Barring divine intervention, that President Muhammadu Buhari will contest the 2019 presidential election is not in doubt, as he has himself declared that he would be running for a second term, unless he changes his mind in that regard.
What has, however, been subject for debate is whether or not he would emerge victorious in the important election. Many analysts, both genuine and armchair, have come up with various reasons why the President may come back or not. Some, who are vehemently against President Buhari’s return to power have pointed out that Nigerians under the Buhari administration have not fared well under the current Buhari-led All Progressives Congress, APC, administration.
But many indices on ground have actually pointed to a possible Buhari return, in the 2019 elections, to the seat of government, the Aso Rock Villa.
To start with, the string of victories for the ruling APC in recent gubernatorial and bye-elections are marginal pointers to what to expect in the main polls come 2019. The APC, against all odds, won the Ekiti State gubernatorial election on July 14 and also coasted to victory in two senatorial by elections in Katsina and Bauchi states and one federal constituency election in Kogi State.
Demographically, the North East has always produced the highest votes cast in every election since 1999 in Nigeria and with available data, it will remain the largest producer of votes cast come 2019, and from all indication, a large chunk of the votes will go to President Buhari.
The South East, which in 2015 did not support the President and the APC, is already singing a new tune as 2019 approaches. The permutation and the game changer is the fact that it is in the interest of the Southern part of the country for Buhari to return to power in 2019, so that power would shift to the South in 2023, which gives the South East a better chance of taking a shot at the Presidency, rather than supporting a new candidate who would want to remain in power for the next eight years, till 2027, before power could return down South and by then, the chances of the zone would be slim.
Also, it is on record that in terms of infrastructural development, the South East, with all its support for the Peoples Democratic Party, PDP, in its 16-year hold on to power, never had it so good under the PDP as under the Buhari administration, despite not supporting the President in 2015. Same with the South-South geopolitical zone.

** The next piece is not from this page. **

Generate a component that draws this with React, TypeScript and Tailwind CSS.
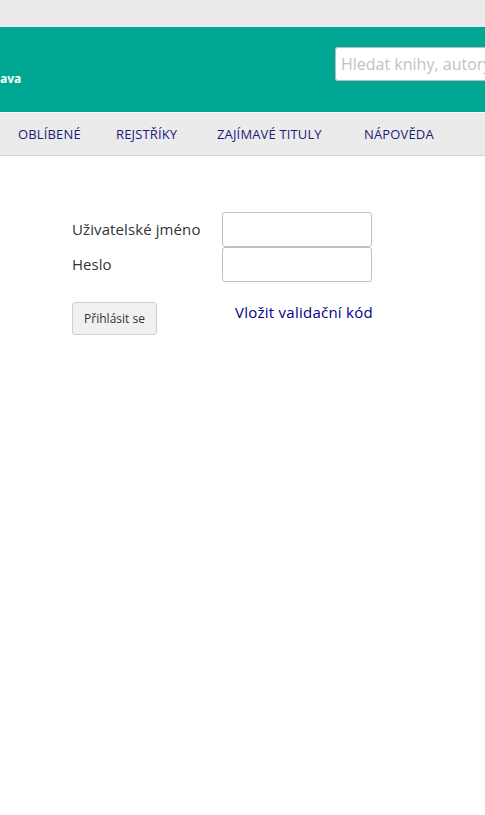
export default function App() {
  const nav = [
    { label: "OBLÍBENÉ", w: "w-[98px]" },
    { label: "REJSTŘÍKY", w: "w-[101px]" },
    { label: "ZAJÍMAVÉ TITULY", w: "w-[147px]" },
    { label: "NÁPOVĚDA", w: "w-[90px]" },
  ];
  return (
    <div className="min-h-[815px] w-[485px] overflow-hidden bg-white font-['Open_Sans',sans-serif]">
      {/* top strip */}
      <div className="h-[27px] bg-[#ebebeb]" />

      {/* header */}
      <div className="relative flex h-[85px] items-start bg-[#00a894]">
        <div className="mt-[44px] text-[12px] font-bold leading-[16px] text-white">ava</div>
        <div className="ml-auto mt-[20px] flex h-[34px] w-[150px] items-center overflow-hidden rounded-l-[3px] border border-r-0 border-[#bdbdbd] bg-white pl-[5px]">
          <span className="whitespace-nowrap text-[16px] text-[#c2c2c2]">Hledat knihy, autory</span>
        </div>
      </div>

      {/* nav */}
      <div className="mt-px flex h-[43px] items-center border-b border-[#d6d6d6] bg-[#ebebeb] pl-[18px]">
        {nav.map((n) => (
          <span key={n.label} className={`${n.w} shrink-0 text-[13px] leading-none tracking-[0.15px] text-[#1a1a7a]`}>
            {n.label}
          </span>
        ))}
      </div>

      {/* login form */}
      <div className="pl-[72px] pt-[56px]">
        <div className="flex items-center">
          <label className="w-[150px] text-[15px] tracking-[0.1px] text-[#333]">Uživatelské jméno</label>
          <input className="h-[35px] w-[150px] rounded-[3px] border border-[#c0c0c0] bg-white" />
        </div>
        <div className="flex items-center">
          <label className="w-[150px] text-[15px] text-[#333]">Heslo</label>
          <input type="password" className="h-[35px] w-[150px] rounded-[3px] border border-[#c0c0c0] bg-white" />
        </div>
        <div className="mt-[20px] flex items-start">
          <button className="h-[33px] w-[85px] rounded-[3px] border border-[#d0d0d0] bg-[#f0f0f0] text-[12px] text-[#333]">
            Přihlásit se
          </button>
          <a className="ml-[78px] -mt-[1px] text-[15px] tracking-[0.25px] text-[#000088]">Vložit validační kód</a>
        </div>
      </div>
    </div>
  );
}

According to a top politician, Buhari’s return for a second term in 2019 is a fait accompli. He said that the 2019 presidential election is going to be a tug of war between Northerners and so far, none of those aspiring to become President possess the popularity enjoyed by Buhari across the three geo-political zones in the North.
He also disclosed that traditionally, the South-South and the South-West have always aligned with the north at election time, adding that why this was not so in 2015 in the South-South was because a son of the soil in Goodluck Jonathan was on the ballot.

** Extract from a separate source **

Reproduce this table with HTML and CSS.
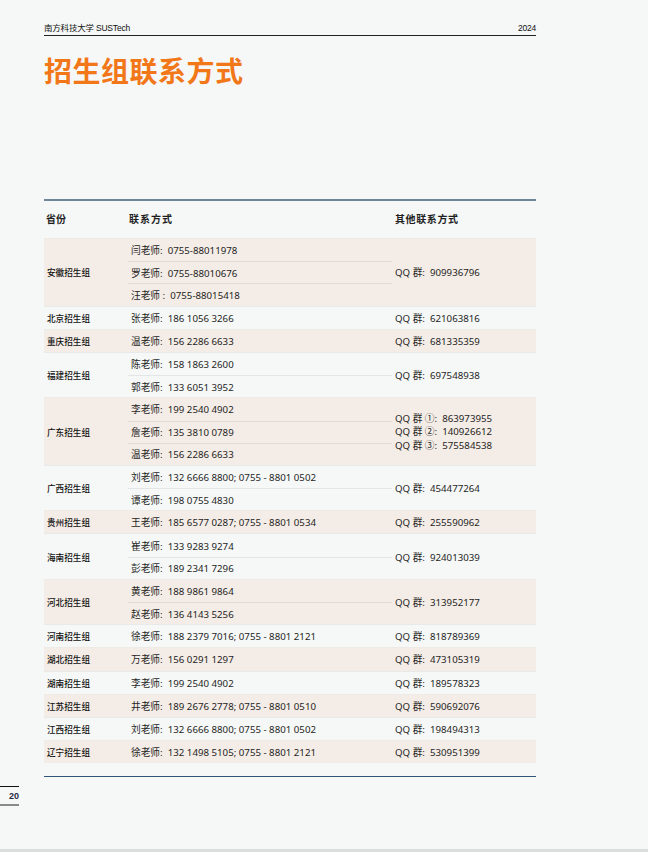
FILE: index.html
```html
<!DOCTYPE html>
<html lang="zh-CN">
<head>
<meta charset="utf-8">
<title>招生组联系方式</title>
<link rel="stylesheet" href="styles.css">
</head>
<body>
<div class="page">
  <header class="runhead">
    <span class="brand">南方科技大学 SUSTech</span>
    <span class="year">2024</span>
  </header>
  <h1 class="title">招生组联系方式</h1>

  <div class="table">
    <div class="thead">
      <div class="c1">省份</div>
      <div class="c2">联系方式</div>
      <div class="c3">其他联系方式</div>
    </div>

    <div class="group alt">
      <div class="prov">安徽招生组</div>
      <div class="contacts">
        <div class="sub">闫老师:  0755-88011978</div>
        <div class="sub">罗老师:  0755-88010676</div>
        <div class="sub">汪老师 :  0755-88015418</div>
      </div>
      <div class="other">QQ 群:  909936796</div>
    </div>

    <div class="group">
      <div class="prov">北京招生组</div>
      <div class="contacts"><div class="sub">张老师:  186 1056 3266</div></div>
      <div class="other">QQ 群:  621063816</div>
    </div>

    <div class="group alt">
      <div class="prov">重庆招生组</div>
      <div class="contacts"><div class="sub">温老师:  156 2286 6633</div></div>
      <div class="other">QQ 群:  681335359</div>
    </div>

    <div class="group">
      <div class="prov">福建招生组</div>
      <div class="contacts">
        <div class="sub">陈老师:  158 1863 2600</div>
        <div class="sub">郭老师:  133 6051 3952</div>
      </div>
      <div class="other">QQ 群:  697548938</div>
    </div>

    <div class="group alt">
      <div class="prov">广东招生组</div>
      <div class="contacts">
        <div class="sub">李老师:  199 2540 4902</div>
        <div class="sub">詹老师:  135 3810 0789</div>
        <div class="sub">温老师:  156 2286 6633</div>
      </div>
      <div class="other multi">
        <div>QQ 群 ①:  863973955</div>
        <div>QQ 群 ②:  140926612</div>
        <div>QQ 群 ③:  575584538</div>
      </div>
    </div>

    <div class="group">
      <div class="prov">广西招生组</div>
      <div class="contacts">
        <div class="sub">刘老师:  132 6666 8800; 0755 - 8801 0502</div>
        <div class="sub">谭老师:  198 0755 4830</div>
      </div>
      <div class="other">QQ 群:  454477264</div>
    </div>

    <div class="group alt">
      <div class="prov">贵州招生组</div>
      <div class="contacts"><div class="sub">王老师:  185 6577 0287; 0755 - 8801 0534</div></div>
      <div class="other">QQ 群:  255590962</div>
    </div>

    <div class="group">
      <div class="prov">海南招生组</div>
      <div class="contacts">
        <div class="sub">崔老师:  133 9283 9274</div>
        <div class="sub">彭老师:  189 2341 7296</div>
      </div>
      <div class="other">QQ 群:  924013039</div>
    </div>

    <div class="group alt">
      <div class="prov">河北招生组</div>
      <div class="contacts">
        <div class="sub">黄老师:  188 9861 9864</div>
        <div class="sub">赵老师:  136 4143 5256</div>
      </div>
      <div class="other">QQ 群:  313952177</div>
    </div>

    <div class="group">
      <div class="prov">河南招生组</div>
      <div class="contacts"><div class="sub">徐老师:  188 2379 7016; 0755 - 8801 2121</div></div>
      <div class="other">QQ 群:  818789369</div>
    </div>

    <div class="group alt">
      <div class="prov">湖北招生组</div>
      <div class="contacts"><div class="sub">万老师:  156 0291 1297</div></div>
      <div class="other">QQ 群:  473105319</div>
    </div>

    <div class="group">
      <div class="prov">湖南招生组</div>
      <div class="contacts"><div class="sub">李老师:  199 2540 4902</div></div>
      <div class="other">QQ 群:  189578323</div>
    </div>

    <div class="group alt">
      <div class="prov">江苏招生组</div>
      <div class="contacts"><div class="sub">井老师:  189 2676 2778; 0755 - 8801 0510</div></div>
      <div class="other">QQ 群:  590692076</div>
    </div>

    <div class="group">
      <div class="prov">江西招生组</div>
      <div class="contacts"><div class="sub">刘老师:  132 6666 8800; 0755 - 8801 0502</div></div>
      <div class="other">QQ 群:  198494313</div>
    </div>

    <div class="group alt">
      <div class="prov">辽宁招生组</div>
      <div class="contacts"><div class="sub">徐老师:  132 1498 5105; 0755 - 8801 2121</div></div>
      <div class="other">QQ 群:  530951399</div>
    </div>
  </div>

  <div class="folio">20</div>
</div>
</body>
</html>
```

FILE: styles.css
```css
html {
  background: #dcdedd;
  margin: 0;
}
body {
  margin: 0;
  height: 849px;
  overflow: hidden;
  background: #f6f8f7;
  font-family: "Noto Sans", "Noto Sans CJK SC", sans-serif;
  color: #1f1f1f;
}
.page {
  width: 492px;
  padding-left: 44px;
}
.runhead {
  display: flex;
  justify-content: space-between;
  align-items: flex-end;
  padding-top: 23px;
  padding-bottom: 2px;
  border-bottom: 1.5px solid #222;
  font-size: 8.5px;
  line-height: 10px;
  font-family: "Liberation Sans", "Noto Sans CJK SC", sans-serif;
  letter-spacing: -0.2px;
  color: #111;
}
.title {
  margin: 17px 0 0;
  font-family: "Noto Sans CJK SC", sans-serif;
  font-size: 28px;
  line-height: 34px;
  font-weight: 700;
  color: #f27718;
  letter-spacing: 0.5px;
}
.table {
  margin-top: 112px;
  border-top: 2px solid #6f8699;
  border-bottom: 1.5px solid #2f5677;
  padding-bottom: 13px;
  font-size: 9.7px;
}
.thead {
  display: grid;
  grid-template-columns: 84px 264px 1fr;
  height: 37px;
  box-sizing: border-box;
  padding-bottom: 3px;
  align-items: center;
  font-family: "Noto Sans CJK SC", sans-serif;
  font-weight: 700;
  font-size: 10px;
}
.thead > div {
  padding-left: 2px;
}
.thead .c2 { padding-left: 1px; letter-spacing: 1px; }
.thead .c3 { padding-left: 3px; letter-spacing: 0.6px; }
.group {
  display: grid;
  grid-template-columns: 84px 264px 1fr;
  border-top: 1px solid #e8eae9;
}
.group.alt {
  background: #f4ece6;
  border-top-color: #eeeae6;
}
.prov {
  display: flex;
  align-items: center;
  padding-left: 3px;
  font-family: "Noto Sans CJK SC", sans-serif;
  font-size: 8.6px;
  font-weight: 500;
  color: #111;
}
.contacts {
  display: flex;
  flex-direction: column;
}
.sub {
  height: 22.2px;
  box-sizing: border-box;
  display: flex;
  align-items: center;
  padding-left: 3px;
  white-space: pre;
}
.sub + .sub {
  border-top: 1px solid rgba(0, 0, 0, 0.07);
}
.other {
  display: flex;
  align-items: center;
  padding-left: 3px;
  white-space: pre;
}
.other.multi {
  flex-direction: column;
  align-items: flex-start;
  justify-content: center;
  line-height: 13.5px;
  padding-top: 1px;
}
.folio {
  margin-top: 9px;
  margin-left: -44px;
  width: 19px;
  box-sizing: border-box;
  border-top: 1px solid #111;
  border-bottom: 2px solid #8a8a8a;
  padding: 4px 0 2px 0;
  text-align: right;
  font-family: "Liberation Sans", sans-serif;
  font-size: 9px;
  line-height: 11px;
  font-weight: 700;
  color: #1e2a44;
}
```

The defection of former Senate Minority Leader, Godswill Akpabio, to the APC from the PDP, whichever way it is looked it is a big boost to Buhari’s chance in the 2019 election. Many federal lawmakers and a few governors from the opposition have also allegedly perfected plans to defect to the ruling party as well.
Another pointer to a Buhari return to Aso Rock Villa come 2019 is the expected implosion that may follow the emergence of the PDP presidential candidate. Recall that former Vice President Atiku Abubakar defected to PDP from the APC, when it was clear to him that he may not clinch the APC presidential ticket, to pursue his presidential ambition and he is rumoured to have penciled down the incumbent Ekiti State governor as his running mate. Senate President Bukola Saraki also defected to the PDP ostensibly to pursue his presidential ambition with Ike Ekweremadu, who is expected to galvanise the support of the South-East for him, as a potential running mate. Fortmer Speaker of the House of Representatives and incumbent governor of Sokoto State, Aminu Tambuwal, also defected to the PDP to pursue his presidential ambition with an Nyesome Wike running mate.
Same goes to immediate past governor of Kano State, Rabiu Kwakwanso , whose presidential ambition is an open secret. This is just as other members of the PDP, who had remained in the party through thick and thin and are nursing presidential ambitions, among who are former governor of Jigawa State, Sule Lamido and former governor of Kaduna State, Ahmed Makarfi, who have also vowed not to allow new comers hijack the party’s ticket from them.
From all indication, the post primary implosion expected to rock the opposition PDP may signal the beginning of the end for the party, as it is yet to be seen how the party would manage the expected crisis.
And finally, the fact that despite all being peddled on the social media for or against the President as 2019 approaches, the Nigerian electorate has continued to be more and more enlightened by the day and can no longer be bamboozled by any rhetoric from politicians and their hatchet men.
Although it is yet early in the day, and in politics, it is not over until it is over, the possibility of President Buhari returning to power come 2019, is on a high.